Monitor Sensitive Data
DLP solutions can monitor sensitive information to detect when it is transferred to unsecure locations. For example, when a confidential document is sent out via email or copied to a USB thumb drive, the DLP tool can alert security staff and either log it for auditing, display a warning to the employee that they could be sharing confidential data, or block the file from leaving the network altogether. Monitoring is also helpful to keep up with changing global regulations, as DLP policies and technologies help organizations comply. DLP software can also track and flag any activity that might violate compliance mandates, allowing organizations to remediate and address issues when they arise quickly. Most DLP tools use pattern-matching to identify confidential and sensitive data such as credit card numbers, social security numbers, and other personal information. This approach, which has been around for nearly three decades, is practical but can produce many false positives, distracting security teams and slowing down their ability to protect the organization.

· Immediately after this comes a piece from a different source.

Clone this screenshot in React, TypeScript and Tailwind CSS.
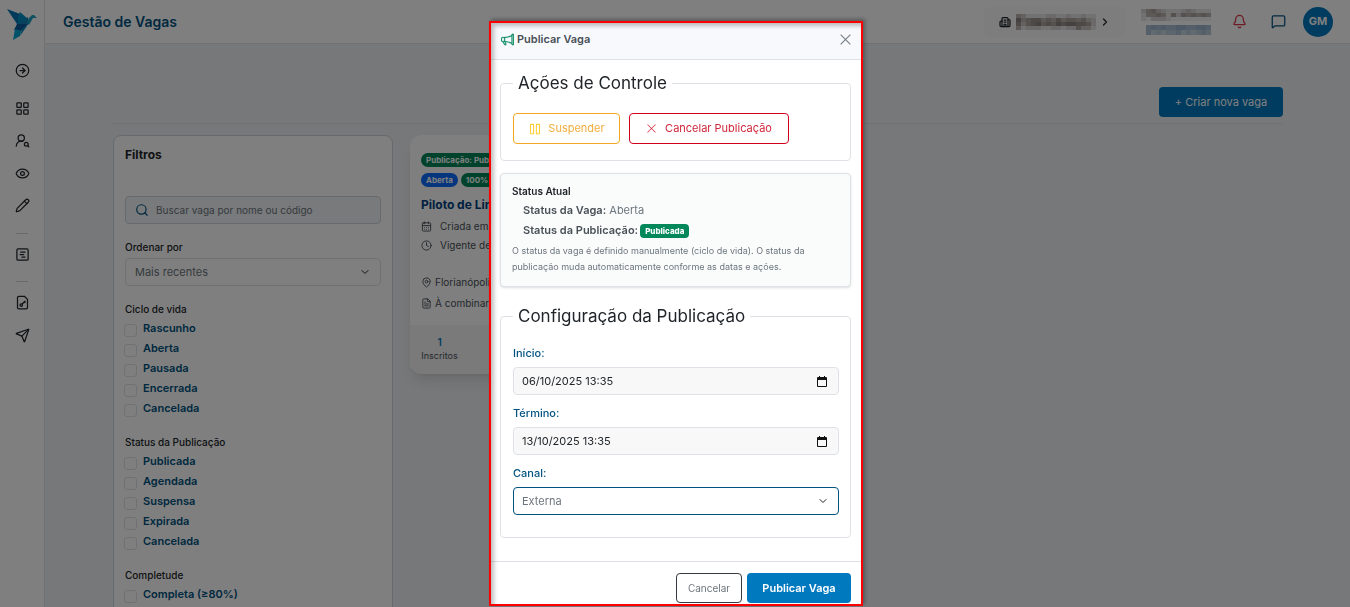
import React from "react";
import {
  Bell, Building2, CalendarDays, ChevronDown, ChevronRight, CircleArrowRight, Clock, Eye,
  FileText, LayoutGrid, MapPin, MessageSquare, Pencil, Search, Send, SquareChartGantt, UserRoundSearch,
} from "lucide-react";
import { BsMegaphone, BsXLg } from "react-icons/bs";
import { PiPause } from "react-icons/pi";

function Logo() {
  return (
    <svg viewBox="0 0 30 32" className="h-8 w-[30px]" aria-hidden="true">
      <path d="M0 0 13 5 13 15 10 15Z" fill="#0077b6" />
      <path d="M13 3 21 10 11 16 11 8Z" fill="#0090c5" />
      <path d="M10 15 21 15 14 22 7 21Z" fill="#0a5c9c" />
      <path d="M11 15 21 8 22 15Z" fill="#0e83b8" />
      <path d="M22 9 25 6 27 6 30 9 26 9 22 16 20 14Z" fill="#1ba3c6" />
      <path d="M22 14 13 27 15 20Z" fill="#0086bd" />
      <path d="M8 20 14 22 13 27 6 31Z" fill="#00a5d2" />
    </svg>
  );
}

function FileKeyIcon() {
  return (
    <svg viewBox="0 0 24 24" width={15} height={15} fill="none" stroke="currentColor" strokeWidth={2} strokeLinecap="round" strokeLinejoin="round" aria-hidden="true">
      <path d="M15 2H6a2 2 0 0 0-2 2v16a2 2 0 0 0 2 2h12a2 2 0 0 0 2-2V7Z" />
      <circle cx="10" cy="16" r="2" />
      <path d="m16 10-4.5 4.5" />
      <path d="m15 11 1 1" />
    </svg>
  );
}

const orgCells = [
  "4577776677677677", "1432243424334356", "2532132312112236", "4766677667663557",
];
const nameCells = ["64356777656777", "74434736343434", "78666788888888"];
const roleCells = ["4343443344334", "4656554656545"];
const greys = ["#707070", "#868482", "#98928e", "#a9a29c", "#b8b2ae", "#c8c3c0", "#d6d3d2", "#e6e5e4", "#f3f3f3"];
const blues = ["#6f8ba5", "#8099b0", "#8fa8bf", "#9db4ca", "#a9bed2", "#b8cad9", "#c8d6e1", "#d9e3ea", "#e9eff3"];

function Mosaic({ rows, shades, cell }: { rows: string[]; shades: string[]; cell: number }) {
  const w = rows[0].length * 5;
  const h = rows.length * cell;
  return (
    <svg viewBox={`0 0 ${w} ${h}`} width={w} height={h} aria-hidden="true" shapeRendering="crispEdges">
      {rows.map((row, y) =>
        row.split("").map((c, x) => (
          <rect key={`${x}-${y}`} x={x * 5} y={y * cell} width={5} height={cell} fill={shades[Number(c)]} />
        )),
      )}
    </svg>
  );
}

function Sidebar() {
  const link = "flex h-4 w-4 items-center justify-center text-[#212529]";
  return (
    <nav className="flex w-[45px] shrink-0 flex-col items-center border-r border-[#dee2e6] bg-white pt-[9px]">
      <Logo />
      <a href="#expandir" aria-label="Expandir" className={`${link} mt-[21px]`}><CircleArrowRight size={15} /></a>
      <a href="#painel" aria-label="Painel" className={`${link} mt-[22px]`}><LayoutGrid size={15} /></a>
      <a href="#candidatos" aria-label="Candidatos" className={`${link} mt-4`}><UserRoundSearch size={15} /></a>
      <a href="#visualizar" aria-label="Visualizar" className={`${link} mt-[17px]`}><Eye size={15} /></a>
      <a href="#editar" aria-label="Editar" className={`${link} mt-4`}><Pencil size={15} /></a>
      <hr className="mt-5 w-3 border-[#d0d4d8]" />
      <a href="#vagas" aria-label="Vagas" className={`${link} mt-3`}><SquareChartGantt size={15} /></a>
      <hr className="mt-[19px] w-3 border-[#d0d4d8]" />
      <a href="#acessos" aria-label="Acessos" className={`${link} mt-3`}><FileKeyIcon /></a>
      <a href="#enviar" aria-label="Enviar" className={`${link} mt-[17px]`}><Send size={15} /></a>
    </nav>
  );
}

function Header() {
  return (
    <header className="flex h-11 shrink-0 items-center border-b border-[#dee2e6] bg-white pr-[17px] pl-[18px]">
      <h1 className="flex-1 text-[14px] leading-5 font-semibold text-[#005280]">Gestão de Vagas</h1>
      <button aria-label="Organização" className="flex h-[30px] w-[142px] items-center rounded-md bg-[#fafafa] pl-[15px] text-[#212529]">
        <Building2 size={12} strokeWidth={2.5} />
        <span className="mr-[3px] ml-[5px]"><Mosaic rows={orgCells} shades={greys} cell={4} /></span>
        <ChevronRight size={12} strokeWidth={2.5} />
      </button>
      <div className="ml-[15px] flex w-[70px] flex-col items-end gap-1">
        <Mosaic rows={nameCells} shades={greys} cell={4} />
        <Mosaic rows={roleCells} shades={blues} cell={5} />
      </div>
      <button aria-label="Notificações" className="ml-[21px] text-[#dc3545]"><Bell size={15} /></button>
      <button aria-label="Mensagens" className="ml-6 text-[#005280]"><MessageSquare size={15} /></button>
      <button className="ml-[17px] h-[30px] w-[30px] rounded-full bg-[#0079bf] text-[11px] font-bold text-white">GM</button>
    </header>
  );
}

function CheckGroup({ title, items }: { title: string; items: string[] }) {
  return (
    <fieldset className="mt-4">
      <legend className="text-[10px] leading-[17px] font-medium text-[#212529]">{title}</legend>
      {items.map((item) => (
        <label key={item} className="flex h-5 items-center text-[11px] font-semibold text-[#005280]">
          <input type="checkbox" className="mt-1 mr-[6px] -ml-px h-[13px] w-[13px] appearance-none rounded-[3px] border border-[#dee2e6] bg-white" />
          {item}
        </label>
      ))}
    </fieldset>
  );
}

function Filters() {
  return (
    <aside className="w-[280px] shrink-0 rounded-lg border border-[#ced4da] bg-white px-[11px] pt-[9px]">
      <h2 className="text-[12px] leading-5 font-bold text-[#212529]">Filtros</h2>
      <div className="mt-[31px] flex h-7 items-center rounded border border-[#ced4da] bg-[#f1f4f8] px-[9px] text-[#005280]">
        <Search size={14} />
        <input aria-label="Buscar vaga" placeholder="Buscar vaga por nome ou código" className="ml-[7px] flex-1 bg-transparent text-[10px] placeholder:text-[#6c757d]" />
      </div>
      <label htmlFor="ordem" className="mt-[15px] block text-[10px] leading-4 font-medium text-[#212529]">Ordenar por</label>
      <div className="mt-[3px] grid items-center">
        <select id="ordem" className="col-start-1 row-start-1 h-7 w-full appearance-none rounded border border-[#dee2e6] bg-white px-[9px] text-[11px] text-[#6c757d]">
          <option>Mais recentes</option>
        </select>
        <ChevronDown size={12} className="pointer-events-none col-start-1 row-start-1 mr-[10px] justify-self-end text-[#212529]" />
      </div>
      <div className="-mt-px">
        <CheckGroup title="Ciclo de vida" items={["Rascunho", "Aberta", "Pausada", "Encerrada", "Cancelada"]} />
        <CheckGroup title="Status da Publicação" items={["Publicada", "Agendada", "Suspensa", "Expirada", "Cancelada"]} />
        <CheckGroup title="Completude" items={["Completa (≥80%)"]} />
      </div>
    </aside>
  );
}

function JobCard() {
  const badge = "rounded-full px-[5px] text-[8px] leading-[14px] font-bold text-white";
  const row = "flex items-center text-[10px] leading-[19px] text-[#495057]";
  return (
    <article className="w-[280px] self-start overflow-hidden rounded-xl bg-white shadow-lg">
      <div className="px-[11px] pt-[18px] pb-3">
        <div className="flex"><span className={`${badge} bg-[#00875a]`}>Publicação: Publicada</span></div>
        <div className="mt-[6px] flex gap-[3px]">
          <span className={`${badge} bg-[#0d6efd]`}>Aberta</span>
          <span className={`${badge} bg-[#00875a]`}>100% completa</span>
        </div>
        <h3 className="mt-2 text-[12px] leading-5 font-bold text-[#004080]">Piloto de Linha Aérea</h3>
        <p className={`${row} mt-[2px]`}><CalendarDays size={11} className="mr-2" />Criada em 06/10/2025</p>
        <p className={row}><Clock size={11} className="mr-2" />Vigente de 06/10/2025</p>
        <p className={`${row} mt-[18px]`}><MapPin size={11} className="mr-[3px]" />Florianópolis</p>
        <p className={`${row} mt-[2px]`}><FileText size={11} className="mr-[3px]" />À combinar</p>
      </div>
      <div className="bg-[#f4f5f7] px-[11px] pt-[11px] pb-3">
        <p className="flex w-[37px] flex-col items-center text-[9px] leading-[13px] text-[#495057]">
          <b className="text-[10px] font-semibold text-[#0079bf]">1</b>Inscritos
        </p>
      </div>
    </article>
  );
}

function CalendarGlyph() {
  return (
    <svg viewBox="0 0 10 11" className="h-[11px] w-[10px]" aria-hidden="true">
      <path d="M1 1h8a1 1 0 0 1 1 1v8a1 1 0 0 1-1 1H1a1 1 0 0 1-1-1V2a1 1 0 0 1 1-1ZM1 4v6h8V4ZM2 0h1v1H2ZM7 0h1v1H7Z" fill="#111" fillRule="evenodd" />
    </svg>
  );
}

function DateField({ id, label, value }: { id: string; label: string; value: string }) {
  return (
    <div className="mb-2">
      <label htmlFor={id} className="block text-[11px] leading-5 font-medium text-[#005280]">{label}</label>
      <div className="mt-1 flex h-7 items-center rounded border border-[#dee2e6] bg-[#f8f8f8] pr-[11px] pl-2">
        <input id={id} defaultValue={value} className="min-w-0 flex-1 bg-transparent text-[11px] text-[#212529]" />
        <button type="button" aria-label={`Abrir calendário ${label}`}><CalendarGlyph /></button>
      </div>
    </div>
  );
}

function PublishDialog() {
  const box = "rounded border border-[#dee2e6]";
  const legend = "px-[5px] text-[17px] leading-[27px] text-[#212529]";
  return (
    <div className="fixed inset-0 flex items-start justify-center bg-black/50 pt-[21px] pl-0.5">
      <section role="dialog" aria-label="Publicar Vaga" className="relative w-[374px] border-2 border-[#ff0000] bg-white shadow-[2px_-2px_4px_rgba(0,0,0,0.3)]">
        <header className="flex h-[37px] items-center border-b border-[#dee2e6] bg-[#f8f9fc] pr-[9px] pb-[3px] pl-[10px]">
          <BsMegaphone size={13} strokeWidth={0.3} className="text-[#00875a]" />
          <h2 className="ml-[3px] flex-1 text-[11px] font-semibold text-[#495057]">Publicar Vaga</h2>
          <button aria-label="Fechar" className="text-[#6c757d]"><BsXLg size={13} strokeWidth={0.4} /></button>
        </header>
        <div className="pt-[10px] pr-[10px] pb-[23px] pl-[9px]">
          <fieldset className={`${box} px-3 pt-4 pb-4`}>
            <legend className={legend}>Ações de Controle</legend>
            <div className="flex gap-[9px]">
              <button className="flex h-[31px] w-[107px] items-center justify-center gap-[6px] rounded border border-[#f5a623] text-[11px] text-[#f0ad3d]">
                <PiPause size={14} className="text-[#ffc107]" />Suspender
              </button>
              <button className="flex h-[31px] w-[160px] items-center justify-center gap-2 rounded border border-[#d0021b] text-[11px] text-[#d0263a]">
                <BsXLg size={11} />Cancelar Publicação
              </button>
            </div>
          </fieldset>
          <div className={`${box} mt-3 bg-[#fafcfc] px-[11px] pt-[9px] pb-[11px] shadow-sm`}>
            <h3 className="text-[10px] leading-4 font-semibold text-[#212529]">Status Atual</h3>
            <p className="mt-px pl-[11px] text-[11px] leading-5 text-[#6c757d]"><b className="font-semibold text-[#495057]">Status da Vaga:</b> Aberta</p>
            <p className="flex items-center pl-[11px] text-[11px] leading-5 text-[#495057]">
              <b className="font-semibold">Status da Publicação:</b>
              <span className="mt-[2px] ml-[2px] rounded bg-[#00875a] px-[5px] text-[8px] leading-[14px] font-extrabold text-white">Publicada</span>
            </p>
            <p className="mt-[3px] text-[9px] leading-4 text-[#6c757d]">O status da vaga é definido manualmente (ciclo de vida). O status da publicação muda automaticamente conforme as datas e ações.</p>
          </div>
          <fieldset className={`${box} mt-4 pt-[13px] pr-[11px] pb-[22px] pl-3`}>
            <legend className={legend}>Configuração da Publicação</legend>
            <DateField id="inicio" label="Início:" value="06/10/2025 13:35" />
            <DateField id="termino" label="Término:" value="13/10/2025 13:35" />
            <label htmlFor="canal" className="block text-[11px] leading-5 font-medium text-[#005280]">Canal:</label>
            <div className="mt-1 grid items-center">
              <select id="canal" className="col-start-1 row-start-1 h-7 w-full appearance-none rounded border border-[#005280] bg-white px-2 text-[11px] text-[#6c757d]">
                <option>Externa</option>
              </select>
              <ChevronDown size={12} className="pointer-events-none col-start-1 row-start-1 mr-[10px] justify-self-end text-[#212529]" />
            </div>
          </fieldset>
        </div>
        <footer className="flex justify-end gap-[5px] border-t border-[#dee2e6] px-[10px] pt-[11px] pb-px">
          <button className="h-[30px] w-[66px] rounded border border-[#343a40] text-[10px] text-[#6c757d]">Cancelar</button>
          <button className="h-[30px] w-[104px] rounded bg-[#0079bf] text-[11px] font-semibold text-white">Publicar Vaga</button>
        </footer>
        <div className="pointer-events-none absolute inset-0 shadow-[inset_3px_3px_4px_rgba(0,0,0,0.25)]" />
      </section>
    </div>
  );
}

export default function App() {
  return (
    <div className="flex h-screen overflow-hidden bg-[#eef1f5] font-['Inter',sans-serif]">
      <Sidebar />
      <div className="flex min-w-0 flex-1 flex-col">
        <Header />
        <main className="min-h-0 flex-1 overflow-hidden pr-[67px] pl-[68px]">
          <div className="flex justify-end border-b border-[#dee2e6] pt-[43px] pb-[6px]">
            <button className="h-[30px] w-[124px] rounded bg-[#0079bf] text-[11px] text-white">+ Criar nova vaga</button>
          </div>
          <div className="mt-[11px] flex min-h-[500px] gap-[17px]">
            <Filters />
            <JobCard />
          </div>
        </main>
      </div>
      <PublishDialog />
    </div>
  );
}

More advanced DLP tools use Exact Data Match (EDM), an innovation that eliminates the need for patterns and instead fingerprints each piece of information to prevent unauthorized transfer. By matching fingerprints to a database of known sensitive information, EDM is highly accurate and virtually eliminates false positives.
Block Sensitive Data
The work-from-home trend and increasingly sophisticated cyber-attacks have created an urgency to secure data. DLP solutions focus on blocking actions that could lead to unauthorized data leakage. This includes preventing sensitive information from leaving the organization over email, downloading USB drives, and transferring data to external cloud storage services. DLP solutions can also encrypt data at rest and in transit so that hackers won’t be able to read it if they gain access. Stopping data exfiltration is the primary function of DLP, although it can also help detect and prevent phishing and ransomware attacks that attempt to breach security parameters. By analyzing network traffic and internal endpoint devices, DLP can alert security teams to the movement of sensitive information outside the corporate perimeter. It can also help ensure compliance with industry and regulatory requirements and identify potential weaknesses in your cybersecurity infrastructure. To get the most out of DLP, start by establishing a list of your most critical data and prioritizing it based on its business value. This will give you a starting point to develop your DLP policies and prioritize the actions you want to block.
Report on Sensitive Data
As companies grow, it becomes harder for IT teams to keep track of sensitive data. This is why DLP is vital for protecting data and securing organizations from the threat of unauthorized information loss. It helps businesses discover and protect confidential data at rest, in use, or motion across their in-house network and cloud and mobile environments. In addition to protecting the confidentiality of end-user personal and financial data, DLP is needed to help organizations comply with GDPR, HIPAA, and PCI regulations. These regulations grant people more rights regarding how their data is handled and impose heavy fines on businesses that fail to adhere to the rules. DLP can identify, classify, and tag sensitive data and provide reporting capabilities that help businesses complete compliance audits. Sensitive data can take many forms and exists in various formats, including email, documents, spreadsheets, text messages, social media posts, etc. It can include personally identifiable information (PII), financial or regulatory data, or intellectual property. Unauthorized access to this data can result in high costs, including lost customer revenue, a damaged reputation, financial penalties, and even litigation. DLP identifies and stops these types of unauthorized activities by detecting the presence of sensitive data in a network or on a device, blocking unauthorized transmissions, and providing alerts to users who may be inadvertently sending sensitive information.